During the summer of 2007 my daughter and I attended our first NFB convention in Atlanta. I had heard of the NFB, but I didn't think it was for our family. After all, my daughter wasn't blind. But nothing ventured, nothing gained--and off we went.

During almost every conference and training I had previously attended, I found there were only a few blind adults around. "Where are all the blind people?" I'd ask. "They have to be somewhere." Can you imagine my surprise when we walked into the hotel lobby on Day One of our first NFB convention! Jackpot! [Cheers] There were a few thousand blind people, all in one place! And they weren't moaning and groaning about their disability. Everyone was going about doing what we all do--attending meetings, eating dinner, and socializing with friends. Yes! This was what I had been searching for!

I was full of questions. How did these blind people reach this level of independence? How could I offer my daughter the same opportunities? Everywhere I went, people were tapping their canes.

During those first few days of convention, I attended as many workshops as I could. I heard Anil Lewis talk about high expectations for blind kids. I thought, Oh my goodness! Did he really say that? I'm not the only one? There are others who believe in my daughter's abilities?

I learned that Braille is a tool for all who have vision loss. Braille isn't reserved for the totally blind. I learned that most blind people have some vision, and that nonvisual skills would be crucial on my daughter's path to independence.

One speaker used this comparison: "When we meet a wheelchair user, we don't ask how much paralysis he has. Many of us know wheelchair users who aren't paralyzed. They still have the need to get around in an easier, less strenuous way. The same concept applies to people with vision loss. Braille and the cane are tools in your toolbox. You don't have to be totally blind to benefit from the use of these tools." Wow! These people really got it!

I learned about all the programs from the NFB training centers and our programs offered by the Jernigan Institute. I met Dr. Cary Supalo, a blind chemist. He had a grant to teach blind high school students to complete chemistry independently.

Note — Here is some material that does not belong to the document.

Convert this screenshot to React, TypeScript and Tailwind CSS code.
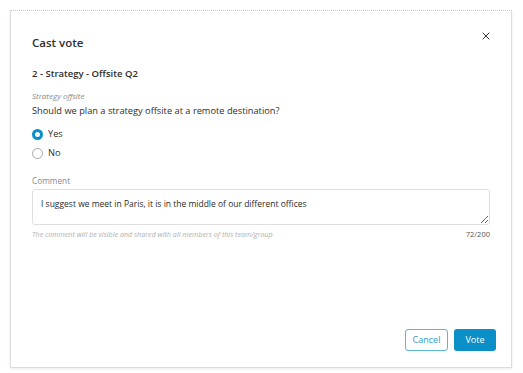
import { X } from "lucide-react";

function Radio({ label, checked }: { label: string; checked?: boolean }) {
  return (
    <label className="flex items-center h-[14px] gap-[5px] text-[9.25px] text-[#2e2e2e]">
      {checked ? (
        <span className="w-[11px] h-[11px] rounded-full border-[3.5px] border-[#0b8fc7] bg-white" />
      ) : (
        <span className="w-[11px] h-[11px] rounded-full border border-[#a8a8a8] bg-white" />
      )}
      {label}
    </label>
  );
}

export default function App() {
  return (
    <div
      className="w-[523px] h-[373px] bg-white pt-[10px] pl-[10px] pr-[11px] pb-[5px]"
      style={{ fontFamily: '"Open Sans", "Noto Sans", sans-serif' }}
    >
      <div className="h-[358px] flex flex-col bg-white border border-[#dcdcdc] border-t-[#c8c8c8] [border-top-style:dotted] shadow-[0_1px_3px_rgba(0,0,0,0.08)]">
        <div className="pl-[21px] pr-[21px] flex flex-col">
          <div className="flex items-start justify-between mt-[24px]">
            <h2 className="h-[16px] leading-[16px] text-[11.5px] font-semibold text-[#2e2e2e]">
              Cast vote
            </h2>
            <button className="mt-[-5px] mr-[-2px] text-[#333]">
              <X className="w-[12px] h-[12px]" strokeWidth={2} />
            </button>
          </div>
          <h3 className="mt-[16px] h-[14px] leading-[14px] text-[9.5px] font-semibold text-[#2e2e2e]">
            2 - Strategy - Offsite Q2
          </h3>
          <p className="mt-[9px] h-[12px] leading-[12px] text-[8px] italic text-[#8a8a8a]">
            Strategy offsite
          </p>
          <p className="mt-[2px] h-[14px] leading-[14px] text-[9.25px] text-[#2e2e2e]">
            Should we plan a strategy offsite at a remote destination?
          </p>
          <div className="mt-[9px] flex flex-col gap-[5px]">
            <Radio label="Yes" checked />
            <Radio label="No" />
          </div>
          <p className="mt-[15px] h-[12px] leading-[12px] text-[8.25px] text-[#8a8a8a]">
            Comment
          </p>
          <textarea
            readOnly
            defaultValue="I suggest we meet in Paris, it is in the middle of our different offices"
            className="mt-[2px] h-[36px] w-full rounded-[3px] border border-[#dedede] px-[8px] pt-[8px] text-[8.5px] leading-[12px] text-[#2a2a2a] outline-none"
          />
          <div className="mt-[4px] h-[10px] leading-[10px] flex justify-between items-center">
            <span className="text-[7.15px] italic text-[#b0b0b0]">
              The comment will be visible and shared with all members of this team/group
            </span>
            <span className="text-[7.5px] text-[#555]">72/200</span>
          </div>
        </div>
        <div className="mt-auto pb-[16px] pr-[15px] flex justify-end gap-[6px]">
          <button className="h-[22px] w-[43px] rounded-[3px] border border-[#5ab6dc] bg-white text-[9px] text-[#2f9bcc]">
            Cancel
          </button>
          <button className="h-[22px] w-[42px] rounded-[3px] bg-[#0b8fc7] text-[9px] text-white">
            Vote
          </button>
        </div>
      </div>
    </div>
  );
}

He actually flew to my daughter's school, provided her with the equipment she needed, and instructed her classroom teacher on teaching chemistry to blind students.

I also met many blind college students who gave us advice on attending college as a blind student. They told us about rehabilitation centers such as the Louisiana Center for the Blind, the Colorado Center for the Blind, and BLIND Inc., where my daughter could learn the skills that blind people need to live bold, independent lives.

No one cared that my daughter had some vision. The skills of blindness would allow her to live the life she wanted. My belief in the message was so strong that I knew I had to share my knowledge with other families. Soon after I left the NFB convention, I joined the Texas Parents of Blind Children. I wanted to be the messenger of hope, not despair. So I transitioned to a board member, and a few years later I became president of Texas Parents of Blind Children.

Today I stand before you as the formerly lost mother who has transitioned into a strong advocate for all families of blind children. This past year I was appointed president of the NOPBC. I am now surrounded by other families who are equally as devoted to all families of blind children across the United States. I now embrace the B words, blind and Braille.

I will forever be grateful for all the words of wisdom I received from the NFB. I followed the Federation's advice. This past December my daughter graduated from college with a degree in elementary education. [Applause]

If you find that your story is similar to mine, I want to offer you words of encouragement to find your voice and advocate for your child. I hope you all transition to become families with high expectations. I pray you find that this week offers not only a convention, but a family you can be a part of. We are all dedicated to changing lives. Together we can change what it means to be blind.